第二に、再実行の問題の場合、ミラーリング セッションは中断状態になります。再実行の問題とは、ミラー データベースがそのデータベースのログ レコードをコミットできないことを指します。再実行の問題は、主に物理的ファイルが見つからない、または十分なディスク スペースがないなどで発生します。このような場合、プリンシパルはミラーリングが行われない状態で実行し続け、トランザクションはクライアント側でコミットされます。ミラー サーバー上で再実行の問題を手動で解決すると、ミラー セッションに介入して次のような操作が必要になります。

ALTER DATABASE <db> SET PARTNER RESUME; 

保存期間については、回答は次のようになります。ミラー セッションが切断されているか中断されているかに関係なく、ログ レコードはセッションが復元されるまで保持されます。そして、セッションの中断から再開までの間に発生したすべてのレコードがミラーに保存されます。基本的に、ミラーリング セッションの切断中または中断中は、プリンシパルのログの切り捨てはできません。なぜなら切り捨てによりログの再実行チェーンが破壊されてしまうためです。この場合、プリンシパルのログがセッションの復元まで際限なく大きくなります。したがって、事実上ミラーリング セッションでは保存期間の制限がありませんが、現実的な制約は、プリンシパル サーバー上のログ保存用ディスク スペースだけです。というのも、ログが切り捨てられないためです。

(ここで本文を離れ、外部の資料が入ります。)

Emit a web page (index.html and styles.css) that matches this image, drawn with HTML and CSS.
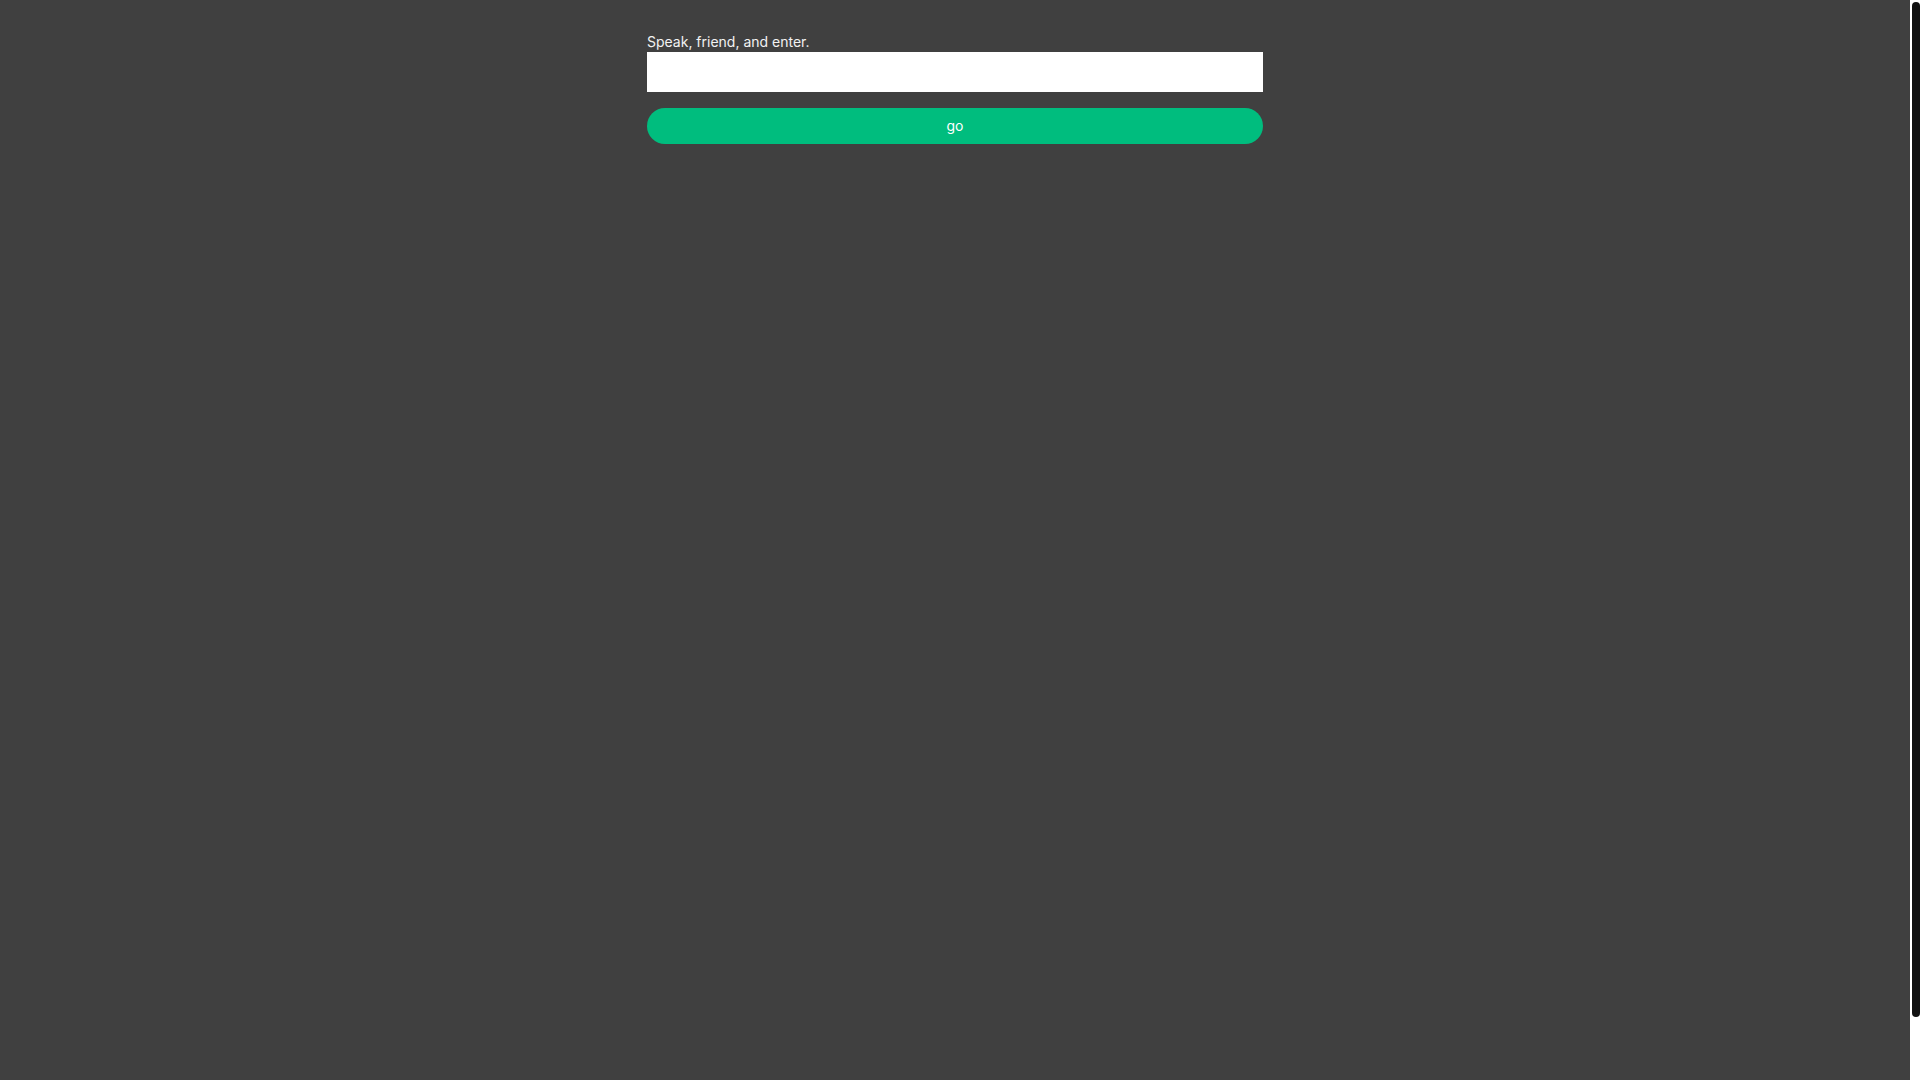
FILE: index.html
```html
<!DOCTYPE html>
<html lang="en">
<head>
<meta charset="utf-8">
<title>Speak, friend, and enter</title>
<link rel="stylesheet" href="styles.css">
</head>
<body>
<div class="frame">
  <main class="page">
    <form class="gate">
      <label class="gate-label" for="word">Speak, friend, and enter.</label>
      <input class="gate-input" id="word" type="text">
      <button class="gate-button" type="button">go</button>
    </form>
  </main>
  <div class="scroll-track" aria-hidden="true">
    <div class="scroll-thumb"></div>
  </div>
</div>
</body>
</html>
```
FILE: styles.css
```css
html,
body {
  margin: 0;
  height: 100%;
  overflow: hidden;
  background: #404040;
}
body {
  font-family: Inter, "Liberation Sans", sans-serif;
  color: #f0f0f0;
}
.frame {
  height: 100vh;
  display: grid;
  grid-template-columns: 1fr 10px;
}
.page {
  padding-top: 32px;
  background: #404040;
}
.gate {
  width: 616px;
  margin: 0 auto;
  display: flex;
  flex-direction: column;
}
.gate-label {
  font-size: 14px;
  line-height: 20px;
  color: #f2f2f2;
}
.gate-input {
  height: 40px;
  box-sizing: border-box;
  border: none;
  background: #ffffff;
  margin: 0;
  padding: 0 10px;
  font-family: inherit;
  font-size: 14px;
  outline: none;
}
.gate-button {
  margin-top: 16px;
  height: 36px;
  border: none;
  border-radius: 18px;
  background: #00bd7e;
  color: #ffffff;
  font-family: Inter, "Liberation Sans", sans-serif;
  font-size: 14px;
  padding: 0 0 2px;
  cursor: pointer;
}
.scroll-track {
  background: #ffffff;
  padding: 2px 0 0 2px;
}
.scroll-thumb {
  height: 1015px;
  background: #111111;
  border-radius: 4px;
}
```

最後に、ミラーリングの監視に利用できる特定のログ ファイルはありません。SQL Server 2005 では、データベース ミラーリング モニタという GUI ツールがこの目的で用意されています。このツールを使用すると、システム管理者は状態を表示および更新したり、いくつかの主要なパフォーマンス評価基準の警告しきい値を構成したりできます。これにより、ミラーリングが正常に実行されていない場合にアラートを表示できます。データベース ミラーリングに関するパフォーマンス上の主要な問題は、ログ レコードがタイミングよく処理されるかどうかということです。データベース ミラーリングの監視に関する詳細については、msdn2.microsoft.com/fr-fr/library/ms365781.aspx の記事「ミラーリングの状態の監視」を参照してください。